All healthcare facilities – irrespective of whether they are a business enterprise or a charitable institution – have to be financially viable in order to continue to provide services. Clinical documentation improvement (CDI) programs have evolved from being an informal part of the process to becoming the backbone of the facilities financial viability. Essential for patient safety and care, quality ratings, accurate reimbursement and reduced physician queries, CDI programs are required and necessary for consistent and complete documentation. With the transition to ICD-10, documentation integrity becomes critical as it gives an accurate image of clinical severity along with providing medical justification for MS-DRG and code assignments.
In order to enjoy the full benefits from ICD-10 and meaningful use, data collection techniques have to improve with healthcare providers looking at data collection as a comprehensive initiative to ensure effective and safe patient care. While many large healthcare facilities have invested in automated systems to improve clinical note taking, there are a number of things that the smaller practices can follow to ensure best and accurate clinical documentation.
Create guidelines for best practice
The most important step to clinical documentation improvement is to create guidelines that match the best practices and industry standards. The aim is to provide clarity and brevity while keeping the needs of other readers in mind. According to the American College of Physicians, practices should define guidelines based on “consensus-driven professional standards unique to individual specialties.”

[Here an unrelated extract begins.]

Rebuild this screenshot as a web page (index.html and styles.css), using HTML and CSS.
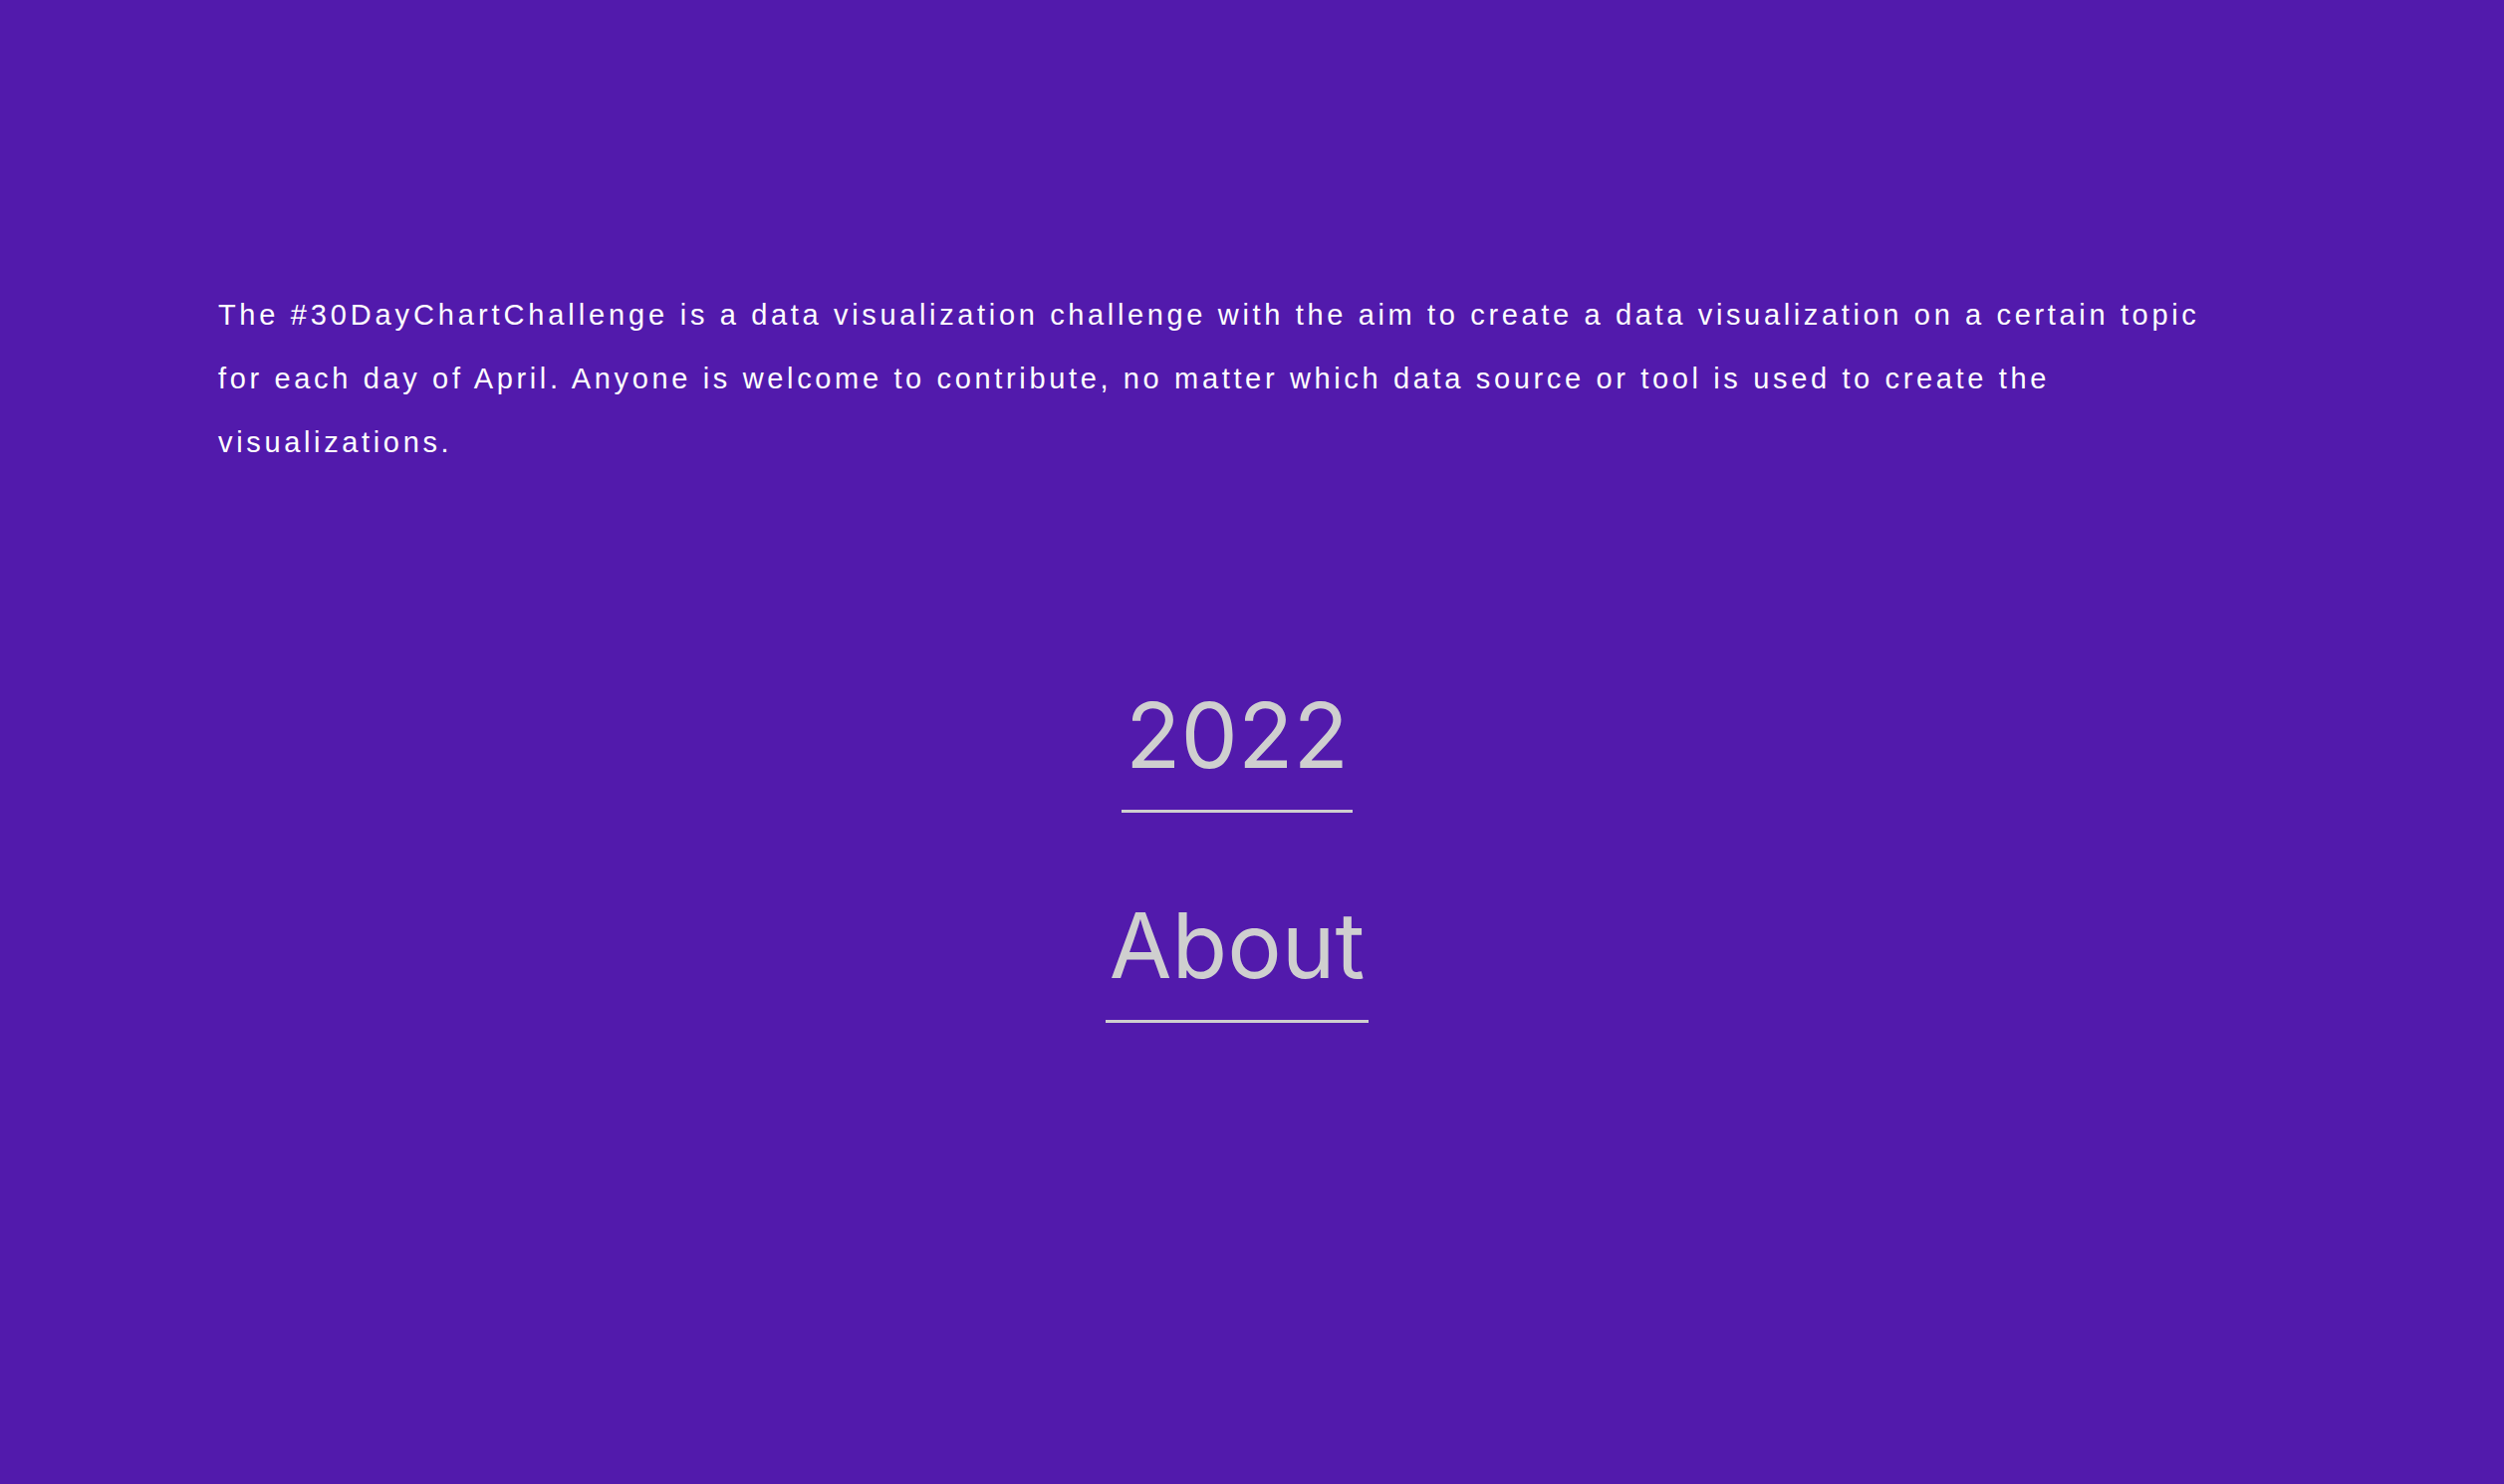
FILE: index.html
```html
<!DOCTYPE html>
<html lang="en">
<head>
<meta charset="utf-8">
<title>#30DayChartChallenge</title>
<link rel="stylesheet" href="styles.css">
</head>
<body>
<main class="page">
  <section class="intro">
    <p class="intro-text">The <a class="tag" href="#">#30DayChartChallenge</a> is a data visualization challenge with the aim to create a data visualization on a certain topic for each day of April. Anyone is welcome to contribute, no matter which data source or tool is used to create the visualizations.</p>
  </section>
  <nav class="links">
    <a class="nav-link" href="#">2022</a>
    <a class="nav-link" href="#">About</a>
  </nav>
</main>
</body>
</html>
```

FILE: styles.css
```css
html, body {
  margin: 0;
  padding: 0;
  background: #521aac;
}
body {
  min-height: 1490px;
  font-family: "Liberation Sans", Arial, sans-serif;
  color: #ffffff;
}
.page {
  display: flex;
  flex-direction: column;
  padding: 284px 0 0 219px;
}
.intro {
  width: 2010px;
}
.intro-text {
  margin: 0;
  font-size: 29px;
  line-height: 64px;
  letter-spacing: 3.65px;
}
.tag {
  color: #ffffff;
  text-decoration: none;
  letter-spacing: 3.9px;
}
.links {
  display: flex;
  flex-direction: column;
  align-items: center;
  gap: 79px;
  margin: 208px 249px 0 0;
}
.nav-link {
  font-family: Inter, "Liberation Sans", sans-serif;
  font-size: 91px;
  line-height: 1.2;
  color: #cfcfcf;
  text-decoration: none;
  border-bottom: 3px solid #cfcfcf;
  padding: 0 4px 20px;
}
```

Constant training and education programs
Your staff may be familiar with documentation standards, but in this rapidly changing healthcare environment, it is important that they upgrade themselves regularly. Training should be an ongoing process as there are constant upgrades and improvements to EHR software, changes in regulations and the requirements of payers. Constant and regular training will definitely improve the skill level of your staff in not just documentation but also in identification and rectification of problems.
Appoint a physician advisor/champion
A good way to reduce the practice’s reliance on vendors and third party trainers is to appoint a physician advisor/champion to spearhead the CDI program. The advisor needs to be enthusiastic about the program, complete knowledge of best documentation practices and a good role model. The advisor is the core of the program – someone who is there to answer questions from other physicians and support staff. The effectiveness of the CDI program will depend a lot on the advisor’s drive and commitment to the program.
Monitor performance metrics
Although CDI programs help improve the financial viability of the facility, this alone is not a metric to measure the effectiveness of the program. To really benefit from the program, it is important that the following performance metrics are monitored.
- Number of cases reviewed and time spent per case
- Physician response rates
- Agreement / disagreement rates of physicians
- Response time to queries
- Expected versus observed death rates
- DRG shift rates.
The facility also needs to analyze these results to find out which physicians are queried most often and which diagnosis is queried the maximum – there may be a need for further education/training for physicians / coders.
More access to EHRs for patients
Making mistakes is human and it is inevitable that physicians will make documentation errors at times. Allowing greater access to patients to review their medical records helps in finding these errors. Making use of technology, to allow patients to review their medical records on an online portal can and will help the facility to improve the accuracy of its documentation. As it is, according to the requirements of Stage 2 Meaningful Use, allowing patients access to their medical records is mandatory – why wait to implement the same.